Here, adopting a de novo standard of review, the Court finds that the Rooker-Feldman doctrine applies. Appellant had a state foreclosure judgment entered against him (Appellees' Opp'n Br. 5-6); he re-asserted the same, previously rejected, claims of Appellees' allegedly fraudulent conduct in his Adversary Complaint (see generally Adversary Compl., Adversary ECF No. 1); the foreclosure judgment was entered long before Appellant filed his Adversary Complaint (Appellees' Opp'n Br. 16); and his Adversary Complaint sought, inter alia, orders "[v]acating the Sheriff Sale, reversing the Deed transfer and the Eviction," and "[r]eturning the Property to [Appellant]," which invited the federal Bankruptcy Court to review and reject the state foreclosure judgment (Adversary Compl. 15).
The Court, accordingly, finds no basis to overturn the Bankruptcy Court's Order on this ground.
D. Bankruptcy Court's Failure to "[R]espect the [R]ights of a [Pro Se] [L]itigant"

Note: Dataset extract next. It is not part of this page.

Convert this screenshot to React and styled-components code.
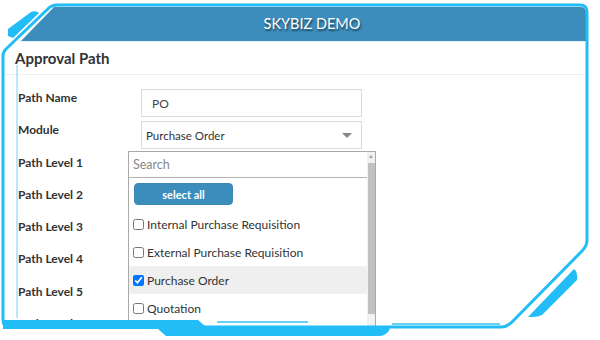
import React from 'react'
import styled, { createGlobalStyle } from 'styled-components';

const GlobalStyle = createGlobalStyle`
body {
    margin: 0;
    background: #fff;
    font-family: Lato, "Liberation Sans", sans-serif;
}
`;

const levels = [1, 2, 3, 4, 5, 6];

const options = [
    { label: 'Internal Purchase Requisition', checked: false },
    { label: 'External Purchase Requisition', checked: false },
    { label: 'Purchase Order', checked: true },
    { label: 'Quotation', checked: false },
];

function Frame() {
    return (
        <FrameSvg width="600" height="340" viewBox="0 0 600 340">
            <path
                d="M 3 320 L 3 56 Q 3 52 6 49 L 50 7 Q 53 5 57 5 L 580 5 Q 587 5 587 12 L 587 240 Q 587 246 582 251 L 512 322 Q 507 327 501 327 L 10 327 Q 3 327 3 320 Z"
                fill="none" stroke="#22bcf6" strokeWidth="3" />
            <path d="M 8 29 L 31 12 Q 36 10 39 13 L 13 38 L 8 36 Z" fill="#22bcf6" />
            <path d="M 528 317 L 574 269 Q 578 272 577 280 L 542 315 Q 538 317 532 317 Z" fill="#22bcf6" />
            <path
                d="M 3 320 L 198 320 L 205 326 L 383 326 Q 388 327 390 329 Q 386 336 380 336 L 166 336 L 158 329 L 3 329 Z"
                fill="#22bcf6" />
            <line x1="17" y1="65" x2="17" y2="318" stroke="#74cff3" strokeWidth="1" />
            <line x1="217" y1="322" x2="308" y2="322" stroke="#36c0f4" strokeWidth="1.5" />
            <line x1="392" y1="324" x2="500" y2="324" stroke="#36c0f4" strokeWidth="1.5" />
        </FrameSvg>
    )
}

function App() {
    return (
        <>
            <GlobalStyle />
            <Screen>
                <Header>SKYBIZ DEMO</Header>
                <Panel>
                    <Title>Approval Path</Title>
                    <Form>
                        <Label>Path Name</Label>
                        <TextInput defaultValue="PO" readOnly />
                        <Label>Module</Label>
                        <Select>
                            <span>Purchase Order</span>
                            <Caret />
                        </Select>
                        {levels.map((n) => (
                            <React.Fragment key={n}>
                                <Label>Path Level {n}</Label>
                                <Select />
                            </React.Fragment>
                        ))}
                    </Form>
                </Panel>

                <Menu>
                    <MenuBody>
                        <Search placeholder="Search" readOnly />
                        <SelectAll>select all</SelectAll>
                        <OptionList>
                            {options.map((o) => (
                                <Option key={o.label} $active={o.checked}>
                                    <Check type="checkbox" defaultChecked={o.checked} />
                                    {o.label}
                                </Option>
                            ))}
                        </OptionList>
                    </MenuBody>
                    <Scrollbar>
                        <ScrollArrow />
                        <Thumb />
                    </Scrollbar>
                </Menu>

                <Frame />
            </Screen>
        </>
    )
}

export default App;

const Screen = styled.div`
position: relative;
width: 600px;
height: 340px;
overflow: hidden;
background: #fff;
`;

const FrameSvg = styled.svg`
position: absolute;
top: 0;
left: 0;
pointer-events: none;
`;

const Header = styled.div`
margin: 7px 0 0 20px;
width: 566px;
height: 35px;
box-sizing: border-box;
padding: 0 0 1px 18px;
background: #3c8dbc;
border-top-right-radius: 5px;
clip-path: polygon(34px 0, 100% 0, 100% 100%, 0 100%);
display: flex;
align-items: center;
justify-content: center;
color: #fff;
font-size: 14.5px;
text-shadow: 1px 2px 2px rgba(0, 0, 0, 0.55);
border-bottom: 1px solid #e2f2fb;
`;

const Panel = styled.div`
margin-left: 5px;
width: 581px;
height: 284px;
overflow: hidden;
`;

const Title = styled.div`
height: 33px;
box-sizing: border-box;
padding: 0 10px;
display: flex;
align-items: center;
border-bottom: 1px solid #eeeeee;
font-size: 15px;
font-weight: 700;
color: #333;
`;

const Form = styled.div`
display: grid;
grid-template-columns: 123px 221px;
grid-auto-rows: 28px;
row-gap: 4.3px;
padding: 14px 0 0 13px;
`;

const Label = styled.div`
font-size: 12px;
font-weight: 700;
line-height: 18px;
color: #333;
`;

const TextInput = styled.input`
box-sizing: border-box;
height: 28px;
border: 1px solid #d8dce3;
padding: 0 10px;
font-family: inherit;
font-size: 12px;
color: #444;
outline: none;
`;

const Select = styled.div`
box-sizing: border-box;
height: 28px;
border: 1px solid #d8dce3;
padding: 0 9px 0 4px;
display: flex;
align-items: center;
justify-content: space-between;
font-size: 11.5px;
color: #333;
`;

const Caret = styled.span`
width: 0;
height: 0;
border-left: 5px solid transparent;
border-right: 5px solid transparent;
border-top: 5px solid #888;
`;

const Menu = styled.div`
position: absolute;
left: 128px;
top: 151px;
width: 248px;
height: 178px;
box-sizing: border-box;
border: 1px solid #aaa;
background: #fff;
display: flex;
`;

const MenuBody = styled.div`
flex: 1;
display: flex;
flex-direction: column;
`;

const Search = styled.input`
box-sizing: border-box;
height: 26px;
border: none;
border-bottom: 1px solid #b5b5b5;
padding: 0 4px;
font-family: inherit;
font-size: 12.5px;
outline: none;
&::placeholder {
    color: #888;
}
`;

const SelectAll = styled.button`
margin: 5px 0 0 5px;
width: 99px;
height: 22px;
border: 1px solid #3a88b6;
border-radius: 4px;
background: #3c8dbc;
color: #fff;
font-family: inherit;
font-size: 11px;
font-weight: 700;
padding: 0;
`;

const OptionList = styled.div`
margin-top: 5px;
display: flex;
flex-direction: column;
`;

const Option = styled.label`
height: 28px;
display: flex;
align-items: center;
gap: 3px;
padding-left: 4px;
font-size: 12px;
color: #333;
background: ${(p) => (p.$active ? '#efefef' : 'transparent')};
`;

const Check = styled.input`
width: 11px;
height: 11px;
margin: 0;
`;

const Scrollbar = styled.div`
width: 8px;
background: #f1f1f1;
display: flex;
flex-direction: column;
align-items: center;
`;

const ScrollArrow = styled.div`
margin-top: 3px;
width: 0;
height: 0;
border-left: 2px solid transparent;
border-right: 2px solid transparent;
border-bottom: 3px solid #a0a0a0;
`;

const Thumb = styled.div`
margin-top: 5px;
width: 7px;
height: 151px;
background: #c1c1c1;
`;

Finally, Appellant argues his appeal should be granted because the Bankruptcy Court "[d]id not respect the rights of a [pro se] litigant." Much like Appellant's other arguments, Appellant offers no evidence to support this claim. In fact, the record supports the opposite conclusion. Appellant has been litigating various causes of action ever since he defaulted on a loan, secured by the Property, in September 2007. Appellant has been afforded the opportunity to zealously advocate his case and, at every step of the way, various courts have considered his arguments. Even when employing the most deferential standard of review, the Court finds no evidence that the Bankruptcy Court acted improperly and, therefore, there is no basis to overturn the Bankruptcy Court's Order on this ground.
For the foregoing reasons, Appellant's Appeal is denied. An order consistent with this Memorandum Opinion will be entered.